Work to do: Scan the entries below and report only how many lines contain "styles".

▬▬▬

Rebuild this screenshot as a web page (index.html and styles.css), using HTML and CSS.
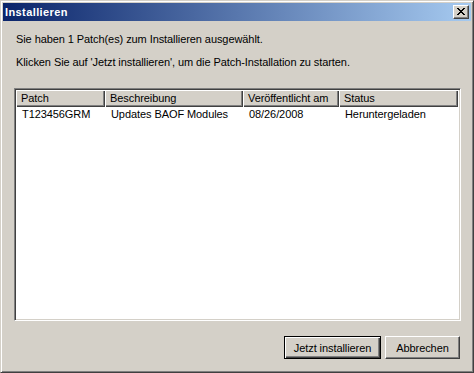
FILE: index.html
```html
<!DOCTYPE html>
<html lang="de">
<head>
<meta charset="utf-8">
<title>Installieren</title>
<link rel="stylesheet" href="styles.css">
</head>
<body>
<div class="window">
  <div class="titlebar">
    <span class="title">Installieren</span>
    <button class="close" aria-label="Schließen">
      <svg width="8" height="7" viewBox="0 0 8 7" shape-rendering="crispEdges">
        <path d="M0 0h2v1h-2z M1 1h2v1h-2z M2 2h4v1h-4z M3 3h2v1h-2z M2 4h4v1h-4z M1 5h2v1h-2z M0 6h2v1h-2z M6 0h2v1h-2z M5 1h2v1h-2z M5 5h2v1h-2z M6 6h2v1h-2z" fill="#000"/>
      </svg>
    </button>
  </div>
  <div class="content">
    <p class="msg first">Sie haben 1 Patch(es) zum Installieren ausgewählt.</p>
    <p class="msg second">Klicken Sie auf 'Jetzt installieren', um die Patch-Installation zu starten.</p>
    <div class="listview">
      <div class="header">
        <div class="hcell c1">Patch</div>
        <div class="hcell c2">Beschreibung</div>
        <div class="hcell c3">Veröffentlicht am</div>
        <div class="hcell c4">Status</div>
      </div>
      <div class="row">
        <div class="cell c1">T123456GRM</div>
        <div class="cell c2">Updates BAOF Modules</div>
        <div class="cell c3">08/26/2008</div>
        <div class="cell c4">Heruntergeladen</div>
      </div>
    </div>
    <div class="buttons">
      <button class="btn default install">Jetzt installieren</button>
      <button class="btn cancel">Abbrechen</button>
    </div>
  </div>
</div>
</body>
</html>
```
FILE: styles.css
```css
html, body {
  margin: 0;
  padding: 0;
  background: #d4d0c8;
}
body {
  font-family: "Liberation Sans", Arial, sans-serif;
  font-size: 11px;
  letter-spacing: -0.08px;
  color: #000;
}
.window {
  box-sizing: border-box;
  width: 474px;
  height: 373px;
  background: #d4d0c8;
  border: 1px solid;
  border-color: #d4d0c8 #404040 #404040 #d4d0c8;
  box-shadow: inset 1px 1px #fff, inset -1px -1px #808080;
  padding: 2px;
  display: flex;
  flex-direction: column;
}
.titlebar {
  height: 18px;
  flex: none;
  background: linear-gradient(to right, #0a246a, #a6caf0);
  display: flex;
  align-items: center;
  justify-content: space-between;
}
.title {
  color: #fff;
  font-weight: bold;
  font-size: 11px;
  letter-spacing: 0.4px;
  line-height: 13px;
  padding-left: 2px;
  padding-top: 1px;
}
.close {
  box-sizing: border-box;
  width: 16px;
  height: 14px;
  margin-right: 2px;
  padding: 0;
  background: #d4d0c8;
  border: 1px solid;
  border-color: #fff #404040 #404040 #fff;
  box-shadow: inset -1px -1px #808080;
  display: flex;
  align-items: center;
  justify-content: center;
}
.close svg {
  display: block;
  margin-left: -1px;
  margin-top: -1px;
}
.content {
  flex: 1;
  display: flex;
  flex-direction: column;
  padding: 0 10px 0 11px;
}
.msg {
  margin: 0;
  padding-left: 2px;
  line-height: 13px;
  white-space: nowrap;
}
.msg.first {
  margin-top: 12px;
}
.msg.second {
  margin-top: 10px;
}
.listview {
  box-sizing: border-box;
  margin-top: 19px;
  height: 233px;
  background: #fff;
  border: 1px solid;
  border-color: #808080 #fff #fff #808080;
  box-shadow: inset 1px 1px #404040, inset -1px -1px #d4d0c8;
  padding: 1px;
}
.header {
  display: flex;
  height: 17px;
}
.hcell {
  box-sizing: border-box;
  height: 17px;
  background: #d4d0c8;
  box-shadow: inset 1px 1px #fff, inset -1px -1px #404040, inset -2px -2px #808080;
  padding-left: 5px;
  line-height: 16px;
  white-space: nowrap;
  overflow: hidden;
}
.row {
  display: flex;
  height: 15px;
}
.cell {
  box-sizing: border-box;
  padding-left: 6px;
  line-height: 15px;
  white-space: nowrap;
  overflow: hidden;
}
.c1 { width: 89px; }
.c2 { width: 138px; }
.c3 { width: 96px; }
.c4 { width: 119px; }
.buttons {
  display: flex;
  justify-content: flex-end;
  gap: 4px;
  margin-top: 15px;
  padding-right: 1px;
}
.btn {
  box-sizing: border-box;
  height: 23px;
  padding: 0;
  font-family: "Liberation Sans", Arial, sans-serif;
  font-size: 11px;
  letter-spacing: -0.08px;
  color: #000;
  background: #d4d0c8;
  border: 1px solid;
  border-color: #fff #404040 #404040 #fff;
  box-shadow: inset -1px -1px #808080;
}
.btn.default {
  border-color: #000;
  box-shadow: inset 1px 1px #fff, inset -1px -1px #404040, inset -2px -2px #808080;
}
.install { width: 97px; }
.cancel { width: 75px; }
```
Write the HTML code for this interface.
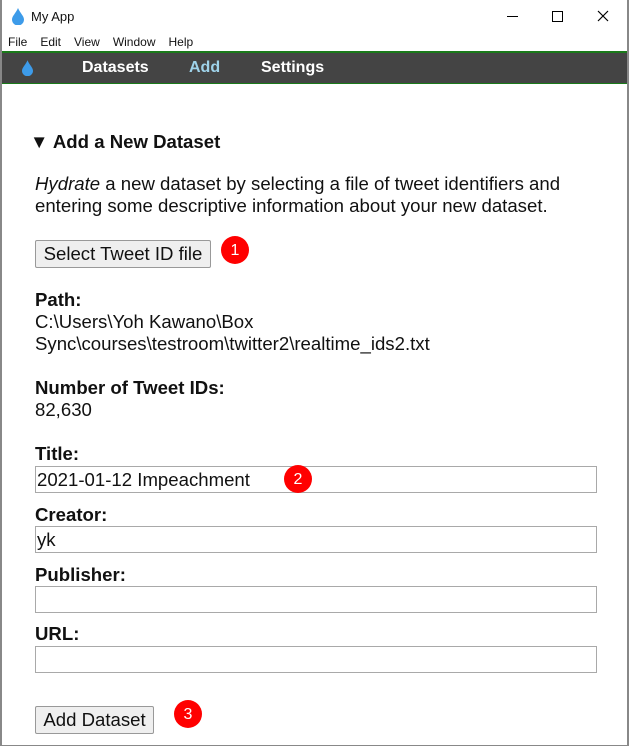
<!DOCTYPE html>
<html><head><style>
body{margin:0;width:629px;height:746px;background:#fff;position:relative;overflow:hidden;font-family:"Liberation Sans",Arial,sans-serif;color:#111}
.a{position:absolute;white-space:nowrap}
.t{font-size:18.6px;line-height:20px}
.b{font-weight:bold}
.inp{position:absolute;left:35px;width:562px;height:27px;border:1px solid #a9a9a9;box-sizing:border-box;font-size:18.6px;line-height:25px;padding-left:1px}
.btn{position:absolute;border:1px solid #999;background:#efefef;box-sizing:border-box;font-size:18.6px;line-height:25px;text-align:center;border-radius:2px}
.badge{position:absolute;width:28px;height:28px;border-radius:50%;background:#f00;color:#fff;font-size:16px;line-height:30px;text-align:center}
</style></head><body>
<div class="a" style="left:0;top:0;width:2px;height:746px;background:#888"></div>
<div class="a" style="right:0;top:0;width:2px;height:746px;background:#888"></div>
<div class="a" style="left:0;bottom:0;width:629px;height:1px;background:#888"></div>
<svg class="a" style="left:12px;top:8px" width="12" height="17" viewBox="0 0 12 17"><path d="M6 0C4 5 0 8 0 11.5A6 6 0 0 0 12 11.5C12 8 8 5 6 0Z" fill="#3d9be9"/></svg>
<div class="a" style="left:31px;top:9px;font-size:13px">My App</div>
<div class="a" style="left:507px;top:16px;width:11px;height:1px;background:#000"></div>
<div class="a" style="left:552px;top:11px;width:9px;height:9px;border:1px solid #000"></div>
<svg class="a" style="left:597px;top:10px" width="12" height="12"><path d="M1 1L11 11M11 1L1 11" stroke="#000" stroke-width="1.2"/></svg>
<div class="a" style="left:8px;top:35px;font-size:12px;word-spacing:1px">File&nbsp;&nbsp; Edit&nbsp;&nbsp; View&nbsp;&nbsp; Window&nbsp;&nbsp; Help</div>
<div class="a" style="left:2px;top:51px;width:625px;height:33px;background:#444;border-top:2px solid #1a7a1a;border-bottom:1px solid #1a7a1a;box-sizing:border-box"></div>
<svg class="a" style="left:22px;top:60px" width="11" height="16" viewBox="0 0 12 17"><path d="M6 0C4 5 0 8 0 11.5A6 6 0 0 0 12 11.5C12 8 8 5 6 0Z" fill="#3d9be9"/></svg>
<div class="a b" style="left:82px;top:59px;font-size:16px;color:#fff">Datasets</div>
<div class="a b" style="left:189px;top:59px;font-size:16px;color:#9fd3ea">Add</div>
<div class="a b" style="left:261px;top:59px;font-size:16px;color:#fff">Settings</div>
<div class="a t b" style="left:30px;top:132px">▼ Add a New Dataset</div>
<div class="a t" style="left:35px;top:173px;line-height:22px"><i>Hydrate</i> a new dataset by selecting a file of tweet identifiers and<br>entering some descriptive information about your new dataset.</div>
<div class="btn" style="left:35px;top:240px;width:176px;height:28px">Select Tweet ID file</div>
<div class="badge" style="left:221px;top:236px">1</div>
<div class="a t b" style="left:35px;top:290px">Path:</div>
<div class="a t" style="left:35px;top:311px;line-height:22px">C:\Users\Yoh Kawano\Box<br>Sync\courses\testroom\twitter2\realtime_ids2.txt</div>
<div class="a t b" style="left:35px;top:378px">Number of Tweet IDs:</div>
<div class="a t" style="left:35px;top:400px">82,630</div>
<div class="a t b" style="left:35px;top:444px">Title:</div>
<div class="inp" style="top:466px">2021-01-12 Impeachment</div>
<div class="badge" style="left:284px;top:465px">2</div>
<div class="a t b" style="left:35px;top:505px">Creator:</div>
<div class="inp" style="top:526px">yk</div>
<div class="a t b" style="left:35px;top:565px">Publisher:</div>
<div class="inp" style="top:586px"></div>
<div class="a t b" style="left:35px;top:624px">URL:</div>
<div class="inp" style="top:646px"></div>
<div class="btn" style="left:35px;top:706px;width:119px;height:28px">Add Dataset</div>
<div class="badge" style="left:174px;top:700px">3</div>
</body></html>
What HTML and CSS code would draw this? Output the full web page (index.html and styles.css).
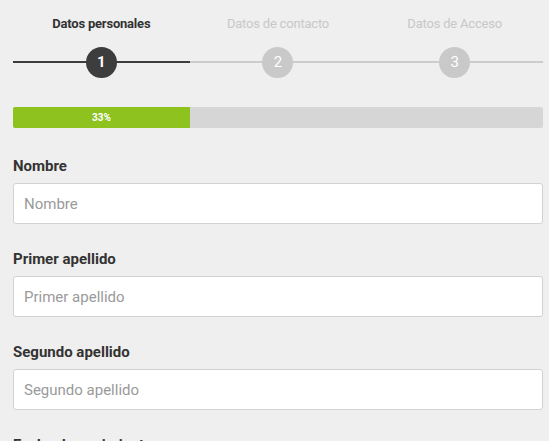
FILE: index.html
```html
<html>
    <head>
        <meta charset='utf-8'/>
        <title>Registro</title>
        <link rel="stylesheet" href="styles.css">
    </head>
    <body>
        <div class="main">
            <div class="steps">
                <div class="step active">
                    <div class="step_name">Datos personales</div>
                    <div class="step_track"><span class="step_num">1</span></div>
                </div>
                <div class="step">
                    <div class="step_name">Datos de contacto</div>
                    <div class="step_track"><span class="step_num">2</span></div>
                </div>
                <div class="step">
                    <div class="step_name">Datos de Acceso</div>
                    <div class="step_track"><span class="step_num">3</span></div>
                </div>
            </div>

            <div class="progress">
                <div class="progress_bar" style="width: 33.4%;">33%</div>
            </div>

            <div class="field">
                <label for="nombre">Nombre</label>
                <input type="text" id="nombre" placeholder="Nombre"/>
            </div>
            <div class="field">
                <label for="ape1">Primer apellido</label>
                <input type="text" id="ape1" placeholder="Primer apellido"/>
            </div>
            <div class="field">
                <label for="ape2">Segundo apellido</label>
                <input type="text" id="ape2" placeholder="Segundo apellido"/>
            </div>
            <div class="field">
                <label for="fecha">Fecha de nacimiento</label>
                <input type="text" id="fecha" placeholder="dd/mm/aaaa"/>
            </div>
        </div>
    </body>
</html>
```

FILE: styles.css
```css
body { margin: 0; background-color: #efefef; font-family: Roboto, "Liberation Sans", sans-serif; color: #333333; overflow: hidden;}
.main { width: 530px; margin-left: 13px; }

.steps { display: grid; grid-template-columns: 1fr 1fr 1fr; padding-top: 16px; }
.step { text-align: center; }
.step_name { font-size: 13px; line-height: 16px; color: #c8c8c8; letter-spacing: -0.2px; }
.step.active .step_name { color: #333333; font-weight: bold; }
.step_track { position: relative; height: 32px; margin-top: 14px; display: flex; justify-content: center; align-items: center; }
.step_track::before { content: ""; position: absolute; left: 0; right: 0; top: 15px; height: 2px; background-color: #cccccc; }
.step.active .step_track::before { background-color: #3d3d3d; }
.step_num { position: relative; width: 31px; height: 31px; border-radius: 50%; background-color: #c9c9c9; color: #ffffff; font-size: 15px; line-height: 31px; }
.step.active .step_num { background-color: #3d3d3d; font-weight: bold; }

.progress { margin-top: 29px; height: 21px; background-color: #d6d6d6; border-radius: 2px; overflow: hidden; }
.progress_bar { height: 21px; background-color: #8dc21f; color: #ffffff; font-size: 10px; font-weight: bold; line-height: 21px; text-align: center; }

.field { margin-top: 28px; }
.field + .field { margin-top: 25px; }
.field label { display: block; font-size: 15px; font-weight: bold; line-height: 20px; color: #333333; }
.field input { display: block; box-sizing: border-box; width: 100%; height: 41px; margin-top: 7px; padding: 0 10px; border: 1px solid #d2d2d2; border-radius: 3px; background-color: #ffffff; font-family: Roboto, "Liberation Sans", sans-serif; font-size: 15px; color: #333333; }
.field input::placeholder { color: #9a9a9a; }
```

▬▬▬

Task output: 6